The first thing I did (besides rip out all the carpet and redo what hardwood floors could be salvaged) was replace the dilapidated shed with a new one (my Dad actually did that—you just try to stop him): I needed a good, sturdy place to store the tools I would require to fix up the joint.
In the ensuing years, I have brought half the house down to the studs, rebuilt the kitchen and laundry room, added a full bath, updated the wiring, installed solar, replaced the gas burner and hot water system, and made dozens of smaller alterations.
To be completely honest, I’m not a general contractor, so I had help with the things that a person should have help with in order to keep their family safe. Those pros have way better tools than I do and know how to use them. But I did and continue to do myself as much as the state of Massachusetts and my town lets me—in fact, the town inspector saved my butt more than once. Thank you for that.

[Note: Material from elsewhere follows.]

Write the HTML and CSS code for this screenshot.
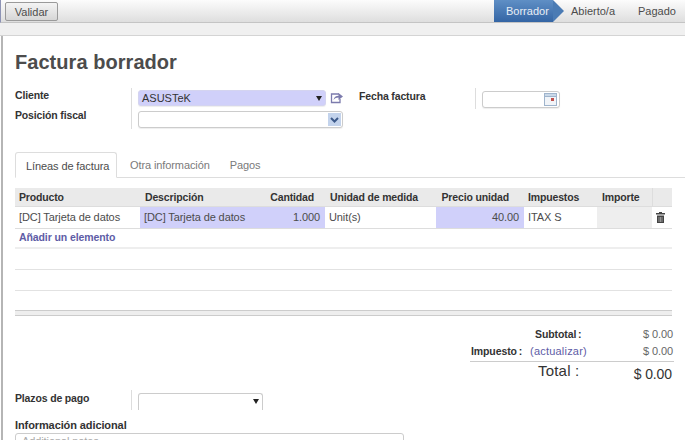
FILE: index.html
```html
<!DOCTYPE html>
<html lang="es">
<head>
	<meta charset="UTF-8">
	<title>Factura borrador</title>
	<link rel="stylesheet" href="styles.css">
</head>
<body>
	<div class="topbar">
		<button class="btn">Validar</button>
		<ul class="states">
			<li class="state active">Borrador</li>
			<li class="state">Abierto/a</li>
			<li class="state">Pagado</li>
		</ul>
	</div>
	<div class="band"></div>
	<div class="sheet">
		<h1>Factura borrador</h1>
		<div class="head_form">
			<div class="group group_left">
				<label class="lbl">Cliente</label>
				<div class="val val_client">
					<div class="field blue client">ASUSTeK<span class="caret"></span></div>
					<svg class="ext" width="13" height="12" viewBox="0 0 13 12"><path d="M9 2H1.500V10.500H10V7" fill="none" stroke="#7c7bad" stroke-width="1.300"/><path d="M3.500 8C4 5 6 3.800 8.500 3.800V1L13 4.500 8.500 8V5.500C6.500 5.500 5 6.200 3.500 8Z" fill="#7c7bad"/></svg>
				</div>
				<label class="lbl low">Posición fiscal</label>
				<div class="val val_fiscal">
					<div class="field fiscal"><span class="sel_btn"><svg width="9" height="6" viewBox="0 0 9 6"><path d="M1 1L4.500 4.500 8 1" fill="none" stroke="#3d5a8a" stroke-width="2"/></svg></span></div>
				</div>
			</div>
			<div class="group group_right">
				<label class="lbl mid">Fecha factura</label>
				<div class="val val_date">
					<div class="field date"><svg class="cal" width="13" height="13" viewBox="0 0 13 13"><rect width="13" height="13" fill="#9fb4cc"/><rect x="1" y="1" width="11" height="2" fill="#c9d8e8"/><rect x="1" y="4" width="11" height="8" fill="#f1f4f8"/><rect x="7" y="5" width="3" height="3" fill="#c0504d"/></svg></div>
				</div>
			</div>
		</div>
		<div class="tabs">
			<span class="tab active">Líneas de factura</span>
			<span class="tab">Otra información</span>
			<span class="tab">Pagos</span>
		</div>
		<table class="lines">
			<thead>
				<tr>
					<th class="c1">Producto</th>
					<th class="c2">Descripción</th>
					<th class="c3 num">Cantidad</th>
					<th class="c4">Unidad de medida</th>
					<th class="c5 num">Precio unidad</th>
					<th class="c6">Impuestos</th>
					<th class="c7">Importe</th>
					<th class="c8"></th>
				</tr>
			</thead>
			<tbody>
				<tr class="line">
					<td>[DC] Tarjeta de datos</td>
					<td class="req">[DC] Tarjeta de datos</td>
					<td class="req num">1.000</td>
					<td>Unit(s)</td>
					<td class="req num">40.00</td>
					<td>ITAX S</td>
					<td class="ro"></td>
					<td class="del"><svg width="9" height="11" viewBox="0 0 9 11"><path d="M3 0H6V1H9V2.500H0V1H3ZM1 3.500H8V11H1Z" fill="#444"/><path d="M3 5V10M4.500 5V10M6 5V10" stroke="#ccc" stroke-width=".6"/></svg></td>
				</tr>
				<tr class="add"><td colspan="8"><a>Añadir un elemento</a></td></tr>
				<tr class="empty"><td colspan="8"></td></tr>
				<tr class="empty"><td colspan="8"></td></tr>
			</tbody>
		</table>
		<div class="foot_line"></div>
		<div class="totals">
			<div class="t_row">
				<span class="t_lbl t_sub">Subtotal :</span>
				<span class="t_val">$ 0.00</span>
			</div>
			<div class="t_row">
				<span class="t_lbl t_tax">Impuesto :</span>
				<a class="t_link">(actualizar)</a>
				<span class="t_val">$ 0.00</span>
			</div>
			<div class="t_row t_total">
				<span class="t_big">Total :</span>
				<span class="t_bigval">$ 0.00</span>
			</div>
		</div>
		<div class="terms">
			<label class="lbl">Plazos de pago</label>
			<div class="val"><div class="field term"><span class="caret"></span></div></div>
		</div>
		<div class="notes_lbl">Información adicional</div>
		<div class="notes">Additional notes...</div>
	</div>
</body>
</html>
```

FILE: styles.css
```css
*{
	margin: 0;
	padding: 0;
	box-sizing: border-box;
}
html, body{
	height: 440px;
	overflow: hidden;
}
body{
	background: #fff;
	font-family: "Liberation Sans", Arial, sans-serif;
	font-size: 11px;
	letter-spacing: -.1px;
	color: #4c4c4c;
}
.topbar{
	height: 23px;
	display: flex;
	justify-content: space-between;
	background: linear-gradient(#fcfcfc, #dedede);
	border-bottom: 1px solid #c4c4c4;
	border-left: 1px solid #8d93b5;
	padding-left: 4px;
}
.btn{
	width: 53px;
	height: 19px;
	margin: 2px 0 0 0;
	border: 1px solid #9a9a9a;
	border-radius: 2px;
	background: linear-gradient(#f4f4f4, #d6d6d6);
	font: 11px "Liberation Sans", Arial, sans-serif;
	color: #4c4c4c;
}
.states{
	list-style-type: none;
	display: flex;
	height: 22px;
}
.state{
	line-height: 22px;
	color: #4c4c4c;
	padding-left: 18px;
	width: 70px;
	letter-spacing: 0;
}
.state:last-child{
	width: 62px;
	padding-left: 15px;
}
.state.active{
	width: 59px;
	padding-left: 12px;
	color: #e8eef6;
	background: linear-gradient(#5f8fc5, #3465a4);
	position: relative;
}
.state.active::after{
	content: "";
	position: absolute;
	left: 59px;
	top: 0;
	border-left: 11px solid #4a7bb4;
	border-top: 11px solid transparent;
	border-bottom: 11px solid transparent;
}
.band{
	height: 13px;
	background: #f0f0f0;
	background-image: radial-gradient(#e2e2e2 35%, transparent 40%);
	background-size: 2px 2px;
	border-bottom: 1px solid #d4d4d4;
}
.sheet{
	height: 404px;
	border-left: 2px solid #b5b5b5;
	margin-left: 1px;
	padding: 0 0 0 12px;
	overflow: hidden;
}
h1{
	font-size: 20px;
	line-height: 24px;
	letter-spacing: .05px;
	color: #4c4c4c;
	margin-top: 14px;
}
.head_form{
	display: flex;
	margin-top: 14px;
	height: 41px;
}
.group{
	display: grid;
	align-content: start;
}
.group_left{
	width: 344px;
	grid-template-columns: 116px 212px;
	grid-template-rows: 19px 22px;
}
.group_right{
	grid-template-columns: 116px 90px;
	grid-template-rows: 21px;
}
.lbl{
	font-weight: bold;
	font-size: 10.5px;
	letter-spacing: -.15px;
	color: #333;
	line-height: 14px;
	white-space: nowrap;
}
.lbl.low{
	line-height: 17px;
}
.lbl.mid{
	line-height: 16px;
}
.val{
	border-left: 1px solid #ddd;
	padding-left: 6px;
	display: flex;
	align-items: flex-start;
	gap: 4px;
}
.val_client{
	padding-top: 2px;
}
.val_fiscal{
	padding-top: 4px;
}
.val_date{
	padding-top: 3px;
}
.field{
	height: 17px;
	border: 1px solid #ccc;
	border-radius: 3px;
	background: #fff;
	position: relative;
	line-height: 15px;
	box-shadow: 0 1px 1px #eee;
}
.client{
	width: 188px;
	height: 16px;
	padding-left: 3px;
	color: #333;
	letter-spacing: 0;
	border-color: #d4d4f0;
}
.blue{
	background: #d0d0fa;
}
.ext{
	margin-top: 2px;
}
.caret{
	position: absolute;
	right: 3px;
	top: 5px;
	border-top: 5px solid #222;
	border-left: 3px solid transparent;
	border-right: 3px solid transparent;
}
.fiscal{
	width: 206px;
}
.sel_btn{
	position: absolute;
	right: 1px;
	top: 1px;
	width: 13px;
	height: 13px;
	background: #c3d3ec;
	display: flex;
	align-items: center;
	justify-content: center;
}
.date{
	width: 78px;
}
.cal{
	position: absolute;
	right: 2px;
	top: 1px;
}
.tabs{
	display: flex;
	height: 26px;
	margin-top: 23px;
	border-bottom: 1px solid #ddd;
	white-space: nowrap;
}
.tab{
	line-height: 26px;
	color: #7a7a7a;
	padding: 0 11px 0 13px;
}
.tab:last-child{
	padding-left: 9px;
}
.tab.active{
	width: 102px;
	height: 26px;
	padding: 0 10px;
	color: #4c4c4c;
	background: #fff;
	border: 1px solid #ddd;
	border-bottom: 1px solid #fff;
	border-radius: 3px 3px 0 0;
}
.lines{
	width: 657px;
	margin-top: 10px;
	border-collapse: collapse;
	table-layout: fixed;
}
.lines th{
	height: 18px;
	background: #eaeaea;
	border-bottom: 1px solid #ddd;
	color: #333;
	text-align: left;
	padding: 0 4px;
	font-size: 10.5px;
	letter-spacing: -.15px;
	white-space: nowrap;
}
.lines td{
	padding: 0 4px;
	white-space: nowrap;
	overflow: hidden;
	color: #4c4c4c;
}
.lines th.c2{
	padding-left: 5px;
}
.lines th.c3{
	padding-right: 11px;
}
.lines th.c4{
	padding-left: 5px;
}
.lines th.c5{
	padding: 0 15px 0 5px;
}
.lines th.c7{
	padding-left: 5px;
}
.lines th.c8{
	border-left: 1px solid #ddd;
}
.c1{ width: 125px; }
.c2{ width: 120px; }
.c3{ width: 65px; }
.c4{ width: 111px; }
.c5{ width: 88px; }
.c6{ width: 73px; }
.c7{ width: 55px; }
.c8{ width: 20px; }
.lines th.num, .lines td.num{
	text-align: right;
}
.lines td.num{
	padding-right: 5px;
}
.line td{
	height: 22px;
	border-bottom: 1px solid #ddd;
}
.lines td.req{
	background: #d0d0fa;
}
.lines td.ro{
	background: #eeeeee;
}
.lines td.del{
	padding: 3px 0 0 4px;
}
.lines .add td{
	height: 20px;
	padding-bottom: 2px;
	border-bottom: 2px solid #eee;
}
.add a, .t_link{
	color: #5e5ca6;
	font-weight: bold;
}
.add a{
	font-size: 10.5px;
}
.empty td{
	height: 21px;
	border-bottom: 1px solid #e2e2e2;
}
.foot_line{
	width: 657px;
	height: 6px;
	margin-top: 19px;
	background: #eee;
	border-top: 1px solid #ccc;
	border-bottom: 1px solid #ccc;
}
.totals{
	width: 204px;
	height: 62px;
	margin: 10px 0 0 455px;
}
.t_row{
	display: flex;
	height: 17px;
	line-height: 16px;
	position: relative;
}
.t_lbl{
	font-weight: bold;
	font-size: 10.5px;
	word-spacing: -1px;
	color: #333;
}
.t_sub{
	margin-left: 65px;
}
.t_tax{
	margin-left: 1px;
}
.t_link{
	margin-left: 8px;
	font-weight: normal;
	letter-spacing: .2px;
}
.t_val{
	margin-left: auto;
	margin-right: 1px;
	color: #666;
}
.t_total{
	height: 28px;
	border-top: 1px solid #ccc;
	margin-top: 1px;
}
.t_big{
	margin-left: 68px;
	font-size: 15px;
	line-height: 18px;
	letter-spacing: .2px;
	color: #333;
}
.t_bigval{
	margin-left: auto;
	margin-right: 2px;
	margin-top: 3px;
	font-size: 14px;
	line-height: 18px;
	color: #333;
}
.terms{
	display: grid;
	grid-template-columns: 116px 200px;
	height: 20px;
	margin-top: 2px;
}
.terms .lbl{
	line-height: 16px;
}
.term{
	width: 125px;
	height: 20px;
	margin-top: 3px;
	border-bottom: 0;
	border-radius: 3px 3px 0 0;
	box-shadow: none;
}
.terms .val{
	overflow: hidden;
}
.notes_lbl{
	font-weight: bold;
	font-size: 11px;
	color: #333;
	margin-top: 8px;
	line-height: 15px;
}
.notes{
	width: 389px;
	height: 30px;
	border: 1px solid #ccc;
	border-radius: 3px;
	padding: 0 6px;
	line-height: 15px;
	color: #aaa;
}
```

None of what I have done so far could have been accomplished without tools. We have become so used to having apparatus in our lives that we often forget that most of our activities require tools. Yet, we are among the very few beings on this planet that can (or has figured out how to) use tools.
Well, now that number has gone up by one—meet Veronika, the back-scratching cow: “Veronika is a 13-year-old Swiss Brown cow that is not farmed for meat or milk. She belongs to organic farmer and baker Witgar Wiegele as a companion.”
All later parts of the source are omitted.